The Zimbabwean government has proposed a minimum mandatory 60-year jail sentence for people convicted of raping minors aged 12 years and below and the disabled, while a 40-year prison term will apply for all rape cases as a means to stamp out the crime.
In a statement, Information minister Christopher Mushohwe said the proposals were made in Cabinet and would help as a guide to the proposed amendments to the Criminal Law (Codification and Reform) Act (chapter 9:33): minimum mandatory sentencing for rape.
“Following widespread concerns of the rising of heinous crime of sexual violence or rape. Cabinet considered a proposal on the above matter and resolved to come up with more deterrent measures to stamp out the crime. Accordingly, the government resolved as follows, that a sentence of 60 years of imprisonment be imposed for cases of rape of minors between 12 years of age and the disabled; and that a sentence of 40 years of imprisonment be imposed for the rest of the cases of rape or sodomy,” said Dr. Mushohwe.
“These drastic measures have become necessary as a means to protect our society against perpetrators of this inhuman crime,” he added.
In Zimbabwe, violence against women and girls has been widely discussed, but sadly the statistics of rape cases are shocking, particularly the rape of minors below the age of 12 years. According to records by Msasa Project; a group that provides counselling and temporary shelter to women survivors of domestic violence; on average 300 cases of violence against women is recorded monthly.
Complimenting similar sentiments from Zimbabwean Police who last year, revealed that about 325 girls are raped every month, the majority between the ages of 11 and 15, which translates to 11 rape cases daily.
Further to these, data obtained from the National Aids Council (Nac) Gender and Workplace department in 2015, shows the most vulnerable age group to be girls aged between 11 and 16 years who constituted about 68 percent of the total number of girls abused throughout 2014.
Gender activists contend that the figures could even be higher, as a number of cases go unreported.
NAC gender and workplace coordinator Vimbai Mdege has previously expressed sadness at the increase of cases of young girls being sexually abused. Attributing the high cases of abuse of young girls to a number of factors, Mdege also described men who sexually abuse young girls as mad. “There are many factors to girl child abuse which include poverty, early marriages, abuse for ritual purposes, breakdown of social values, misconceptions with some men believing they can avoid HIV by engaging in sex with young girls. But at times I just believe its pure madness on the part of men and the laws are too weak in protecting the girl child,” she said.

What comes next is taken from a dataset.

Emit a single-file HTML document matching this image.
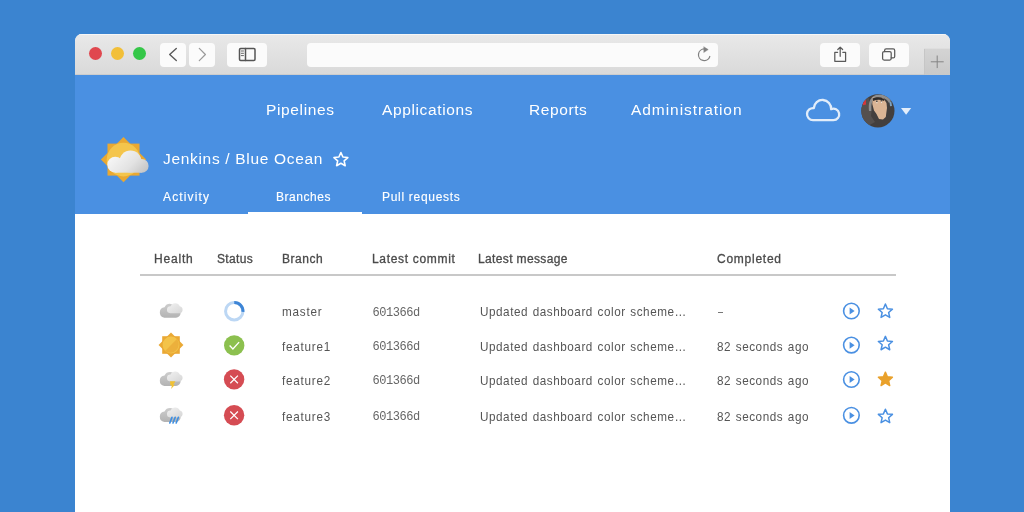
<!DOCTYPE html>
<html><head><meta charset="utf-8">
<style>
*{margin:0;padding:0;box-sizing:border-box}
html,body{width:1024px;height:512px;overflow:hidden}
body{background:#3b84d0;position:relative;font-family:"Liberation Sans",sans-serif;will-change:transform}
.abs{position:absolute}
#win{position:absolute;left:75px;top:34px;width:875px;height:478px;border-radius:7px 7px 0 0;overflow:hidden;background:#fff}
#tb{position:absolute;left:0;top:0;width:875px;height:41px;background:linear-gradient(#e9e9e9,#d9d9d9);box-shadow:inset 0 1px 0 #f6f6f6,inset 0 -1px 0 #cdcdcd}
.dot{position:absolute;width:13px;height:13px;border-radius:50%;top:12.5px}
.btn{position:absolute;top:9px;height:24px;background:#fbfbfb;border-radius:4px}
#hdr{position:absolute;left:0;top:41px;width:875px;height:139px;background:#4a90e2}
.nav{position:absolute;color:#fff;font-size:15.5px;white-space:nowrap;line-height:16px}
.tab{position:absolute;color:#fff;font-size:12px;font-weight:400;-webkit-text-stroke:0.15px #fff;white-space:nowrap;line-height:12px}
.th{position:absolute;color:#4a4a4a;font-size:12px;font-weight:400;-webkit-text-stroke:0.3px #4a4a4a;white-space:nowrap;line-height:12px}
.td{position:absolute;color:#555;font-size:13px;white-space:nowrap;line-height:13px;transform:scaleX(0.9);transform-origin:0 0;letter-spacing:0.6px;word-spacing:1px}
.mono{position:absolute;color:#666;font-family:"Liberation Mono",monospace;font-size:12px;letter-spacing:-0.45px;white-space:nowrap;line-height:12px}
svg{position:absolute;overflow:visible}
</style></head><body>
<div id="win">
  <div id="tb">
    <div class="dot" style="left:14px;background:#e0484f"></div>
    <div class="dot" style="left:36px;background:#f2bf38"></div>
    <div class="dot" style="left:58px;background:#35c748"></div>
    <div class="btn" style="left:85px;width:26px"></div>
    <div class="btn" style="left:114px;width:26px"></div>
    <div class="btn" style="left:152px;width:40px"></div>
    <div class="btn" style="left:232px;width:411px"></div>
    <div class="btn" style="left:745px;width:40px"></div>
    <div class="btn" style="left:794px;width:40px"></div>
    <div class="abs" style="left:849px;top:14px;width:26px;height:27px;background:linear-gradient(#d4d4d4,#c9c9c9);box-shadow:inset 0 1px 0 #dedede,inset 1px 0 0 #c6c6c6"></div>
  </div>
  <div id="hdr"></div>
</div>
<!-- toolbar icons (page coords) -->
<svg width="1024" height="512" style="left:0;top:0" viewBox="0 0 1024 512">
  <g fill="none" stroke-linecap="round" stroke-linejoin="round">
    <path d="M176.3 48.4 L169.7 54.5 L176.3 60.6" stroke="#5a5a5a" stroke-width="1.4"/>
    <path d="M199.3 48.4 L205.4 54.5 L199.3 60.6" stroke="#9a9a9a" stroke-width="1.25"/>
    <rect x="239.5" y="48.5" width="15.5" height="12" rx="1.2" stroke="#555" stroke-width="1.5"/>
    <path d="M245.5 48.5 V60.5" stroke="#555" stroke-width="1.5"/>
    <path d="M241.3 51 H243.5 M241.3 53.3 H243.5 M241.3 55.6 H243.5" stroke="#666" stroke-width="1"/>
    <path d="M709.8 56.5 A5.8 5.8 0 1 1 704.5 49" stroke="#808080" stroke-width="1.25"/>
    <path d="M704 46.9 L708.2 49.6 L704 52.3 Z" fill="#808080" stroke="#808080" stroke-width="0.5"/>
    <path d="M837.6 52.3 H834.8 V61.3 H845.6 V52.3 H842.8" stroke="#5a5a5a" stroke-width="1.25"/>
    <path d="M840.2 56.3 V47.2 M837.8 49.5 L840.2 47.1 L842.6 49.5" stroke="#5a5a5a" stroke-width="1.25"/>
    <rect x="882.6" y="51.6" width="8.6" height="8.5" rx="1.5" stroke="#5a5a5a" stroke-width="1.25"/>
    <path d="M884.6 51.6 V50.4 A1.5 1.5 0 0 1 886.1 48.9 H893.2 A1.5 1.5 0 0 1 894.7 50.4 V56.4 A1.5 1.5 0 0 1 893.2 57.9 H891.2" stroke="#5a5a5a" stroke-width="1.25"/>
    <path d="M931.2 61.8 H943.3 M937.2 55.9 V67.7" stroke="#858585" stroke-width="1"/>
  </g>
</svg>

<div class="nav" style="left:266px;top:102px;letter-spacing:0.65px">Pipelines</div>
<div class="nav" style="left:382px;top:102px;letter-spacing:0.63px">Applications</div>
<div class="nav" style="left:529px;top:102px;letter-spacing:0.6px">Reports</div>
<div class="nav" style="left:631px;top:102px;letter-spacing:0.95px">Administration</div>

<!-- header cloud -->
<svg width="40" height="30" style="left:804px;top:96px" viewBox="804 96 40 30">
  <path d="M813 120.1 A6 6 0 1 1 813.8 108.15 A8.7 8.7 0 1 1 831.17 109.2 A5.7 5.7 0 1 1 833.5 120.1 Z" fill="none" stroke="#e2edfa" stroke-width="2.3" stroke-linejoin="round"/>
</svg>
<!-- avatar -->
<svg width="40" height="40" style="left:858px;top:91px" viewBox="858 91 40 40">
  <defs><clipPath id="avc"><circle cx="877.9" cy="110.8" r="16.6"/></clipPath></defs>
  <g clip-path="url(#avc)">
    <rect x="860" y="93" width="36" height="36" fill="#433f3e"/>
    <path d="M860 100 L868 96 L872 108 L871 116 L875 122 L868 126 L860 126 Z" fill="#55504e"/>
    <path d="M869 111 C868 103 870 97 876 95 C882 93.5 888 95 891 101 L889 103 C887 99 882 96.8 877 97.5 C872.5 98.3 871 103 871.3 111 Z" fill="#8e8e8e"/>
    <path d="M872.5 97.5 L883 97.8 L886.5 103 L887 108 L886.3 113 L885.8 117 L883 119.5 L879 119 L876.5 114 L874 110.5 L872.3 104 Z" fill="#dbb595"/>
    <path d="M872.6 98.6 C876 96.8 881 96.6 884.5 99.5 L884 101 C881 99.5 877 99.3 873 101 Z" fill="#2e2b2a"/>
    <rect x="876" y="100.6" width="1.6" height="1.2" fill="#3a3a3a"/><rect x="880.6" y="100.2" width="1.6" height="1.2" fill="#3a3a3a"/>
    <rect x="876.4" y="102.2" width="1" height="1" fill="#eee"/><rect x="881" y="101.8" width="1" height="1" fill="#eee"/>
    <path d="M862.6 100.4 L865.8 99.5 L866 104.5 L862.8 105.2 Z" fill="#d9363a"/>
    <path d="M889.5 102 L891.3 101.5 L892 106 L890 106.3 Z" fill="#7fa3c0"/>
  </g>
</svg>
<svg width="12" height="8" style="left:900px;top:107px" viewBox="900 107 12 8"><path d="M901 108 H911.2 L906.1 114.8 Z" fill="#e3eefb"/></svg>

<!-- logo -->
<svg width="60" height="60" style="left:93px;top:130px" viewBox="93 130 60 60">
  <defs>
    <linearGradient id="cg" gradientUnits="userSpaceOnUse" x1="118" y1="152" x2="142" y2="176">
      <stop offset="0" stop-color="#f5f5f5"/><stop offset="0.55" stop-color="#e2e2e2"/><stop offset="1" stop-color="#c4c4c4"/>
    </linearGradient>
  </defs>
  <rect x="107.5" y="143.6" width="32" height="32" fill="#e9a832"/>
  <rect x="107.5" y="143.6" width="32" height="32" fill="#e9a832" transform="rotate(45 123.5 159.6)"/>
  <circle cx="123.5" cy="159.6" r="16.8" fill="#f4c54c"/>
  <g fill="url(#cg)"><circle cx="115.3" cy="164.7" r="8"/><circle cx="130.5" cy="161.5" r="11"/><circle cx="141.8" cy="165.9" r="6.8"/><rect x="115.3" y="164.7" width="26.5" height="8"/></g>
</svg>
<div class="nav" style="left:163px;top:150.9px;letter-spacing:0.68px">Jenkins / Blue Ocean</div>
<svg width="20" height="20" style="left:331px;top:150px" viewBox="331 150 20 20">
  <path d="M340.90 152.50 L342.90 157.05 L347.84 157.54 L344.13 160.85 L345.19 165.71 L340.90 163.20 L336.61 165.71 L337.67 160.85 L333.96 157.54 L338.90 157.05 Z" fill="none" stroke="#fff" stroke-width="1.6" stroke-linejoin="round"/>
</svg>

<div class="tab" style="left:163px;top:190.6px;letter-spacing:1.15px">Activity</div>
<div class="tab" style="left:276px;top:190.6px;letter-spacing:0.55px">Branches</div>
<div class="tab" style="left:382px;top:190.6px;letter-spacing:0.7px">Pull requests</div>
<div class="abs" style="left:248px;top:212px;width:114px;height:2px;background:#fff"></div>

<div class="th" style="left:154px;top:253.2px;letter-spacing:0.8px">Health</div>
<div class="th" style="left:217px;top:253.2px;letter-spacing:0.36px">Status</div>
<div class="th" style="left:282px;top:253.2px;letter-spacing:0.52px">Branch</div>
<div class="th" style="left:372px;top:253.2px;letter-spacing:0.68px">Latest commit</div>
<div class="th" style="left:478px;top:253.2px;letter-spacing:0.36px">Latest message</div>
<div class="th" style="left:717px;top:253.2px;letter-spacing:0.75px">Completed</div>
<div class="abs" style="left:140px;top:274px;width:756px;height:2px;background:#c8c8c8"></div>

<!-- rows -->
<div class="td" style="left:282px;top:305.1px;letter-spacing:0.85px">master</div>
<div class="td" style="left:282px;top:339.5px;letter-spacing:0.85px">feature1</div>
<div class="td" style="left:282px;top:374px;letter-spacing:0.85px">feature2</div>
<div class="td" style="left:282px;top:409.9px;letter-spacing:0.85px">feature3</div>
<div class="mono" style="left:372.5px;top:306.5px">601366d</div>
<div class="mono" style="left:372.5px;top:340.9px">601366d</div>
<div class="mono" style="left:372.5px;top:375.4px">601366d</div>
<div class="mono" style="left:372.5px;top:411.3px">601366d</div>
<div class="td" style="left:480px;top:305.1px">Updated dashboard color scheme…</div>
<div class="td" style="left:480px;top:339.5px">Updated dashboard color scheme…</div>
<div class="td" style="left:480px;top:374px">Updated dashboard color scheme…</div>
<div class="td" style="left:480px;top:409.9px">Updated dashboard color scheme…</div>
<div class="abs" style="left:718px;top:312px;width:5.4px;height:1.1px;background:#777"></div>
<div class="td" style="left:717px;top:339.5px">82 seconds ago</div>
<div class="td" style="left:717px;top:374px">82 seconds ago</div>
<div class="td" style="left:717px;top:409.9px">82 seconds ago</div>

<svg width="1024" height="512" style="left:0;top:0" viewBox="0 0 1024 512">
  <defs>
    <linearGradient id="dg" x1="0" y1="0" x2="0" y2="1"><stop offset="0" stop-color="#cdcdcd"/><stop offset="1" stop-color="#b3b3b3"/></linearGradient>
    <linearGradient id="lg" x1="0" y1="0" x2="1" y2="1"><stop offset="0" stop-color="#f2f2f2"/><stop offset="1" stop-color="#d6d6d6"/></linearGradient>
    <g id="cl2">
      <path d="M164.3 317.7 H176 A4.6 4.6 0 0 0 176 308.5 A6.2 6.2 0 0 0 164.5 307.2 A5.3 5.3 0 0 0 164.3 317.7 Z" fill="url(#dg)"/>
      <path d="M170.3 313.2 H179.5 A3.5 3.5 0 0 0 179.8 306.3 A5 5 0 0 0 170.6 306.2 A3.5 3.5 0 0 0 170.3 313.2 Z" fill="url(#lg)"/>
    </g>
  </defs>
  <!-- row1 health: cloudy -->
  <use href="#cl2"/>
  <!-- row2 health: sun -->
  <rect x="162.2" y="336.2" width="17.6" height="17.6" fill="#eaa935"/>
  <rect x="162.2" y="336.2" width="17.6" height="17.6" fill="#eaa935" transform="rotate(45 171 345)"/>
  <circle cx="171" cy="345" r="8.4" fill="#f3c34a"/>
  <path d="M176.9 339.1 L165.1 350.9 A8.4 8.4 0 0 0 176.9 339.1 Z" fill="#ebae3b" opacity="0.9"/>
  <!-- row3 storm -->
  <use href="#cl2" transform="translate(0 68.2)"/>
  <path d="M170 381.2 H175.5 L173.2 384.8 H175 L171 389 L172 385.5 H170.5 Z" fill="#f1c232"/>
  <!-- row4 rain -->
  <use href="#cl2" transform="translate(0 104.2)"/>
  <path d="M172 417.3 L169.8 423 M175.2 417.3 L173 423 M178.4 417.3 L176.2 423" stroke="#3d8fe3" stroke-width="1.6" stroke-linecap="round"/>

  <!-- status -->
  <circle cx="234.25" cy="311.2" r="8.7" fill="none" stroke="#bcd7f4" stroke-width="3"/>
  <path d="M234.25 302.5 A8.7 8.7 0 0 1 242.92 311.96" fill="none" stroke="#3d85d6" stroke-width="3"/>
  <circle cx="234.2" cy="345.4" r="10.2" fill="#8cc04f"/>
  <path d="M229.6 345.6 L232.9 348.9 L239.1 342.1" fill="none" stroke="#fff" stroke-width="1.35"/>
  <circle cx="234.1" cy="379.4" r="10.2" fill="#d54c53"/>
  <path d="M230.3 375.6 L237.9 383.2 M237.9 375.6 L230.3 383.2" stroke="#fff" stroke-width="1.25"/>
  <circle cx="234.1" cy="415.3" r="10.2" fill="#d54c53"/>
  <path d="M230.3 411.5 L237.9 419.1 M237.9 411.5 L230.3 419.1" stroke="#fff" stroke-width="1.25"/>

  <!-- actions -->
  <g id="play">
    <circle cx="851.4" cy="311" r="7.8" fill="none" stroke="#4a90e2" stroke-width="1.6"/>
    <path d="M849.6 307.6 L854.6 311.1 L849.6 314.6 Z" fill="#4a90e2"/>
  </g>
  <use href="#play" transform="translate(0 34.1)"/>
  <use href="#play" transform="translate(0 68.5)"/>
  <use href="#play" transform="translate(0 104.3)"/>
  <g id="star"><path d="M885.40 304.05 L887.40 308.70 L892.44 309.16 L888.63 312.50 L889.75 317.44 L885.40 314.85 L881.05 317.44 L882.17 312.50 L878.36 309.16 L883.40 308.70 Z" fill="none" stroke="#4a90e2" stroke-width="1.5" stroke-linejoin="round"/></g>
  <use href="#star" transform="translate(0 32.3)"/>
  <path d="M885.40 372.15 L887.40 376.80 L892.44 377.26 L888.63 380.60 L889.75 385.54 L885.40 382.95 L881.05 385.54 L882.17 380.60 L878.36 377.26 L883.40 376.80 Z" fill="#e9a12b" stroke="#e9a12b" stroke-width="1.4" stroke-linejoin="round"/>
  <use href="#star" transform="translate(0 105.2)"/>
</svg>
</body></html>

Life coach and counsellor Justice Marwisa said there is a cultural dimension to the discussion claiming that there was need to revise cultural norms that encouraged abuse of women and girls. “It is true that culture is dynamic. However, the fact is that people sometimes retain certain aspects of their culture that they use knowingly or otherwise to abuse others. There are other cases where people are unknowingly influenced by engraved traditional practices in which women are, for example, considered subservient to men,” he said as he urged men to desist from using culture as defence for evil and rape. The fact that males are custodians of the law adds more to the abuse on women and girls in modern Zimbabwe.
Speaking of custodians of the law, the duty to determine the length and gravity of sentencing lies with the court. Magistrates arrive at different judgments after considering factors such as mitigation and aggravation. This proposed minimum sentencing however makes it that regardless of their summations on the various rape cases brought before them the penalty will ultimately still be high.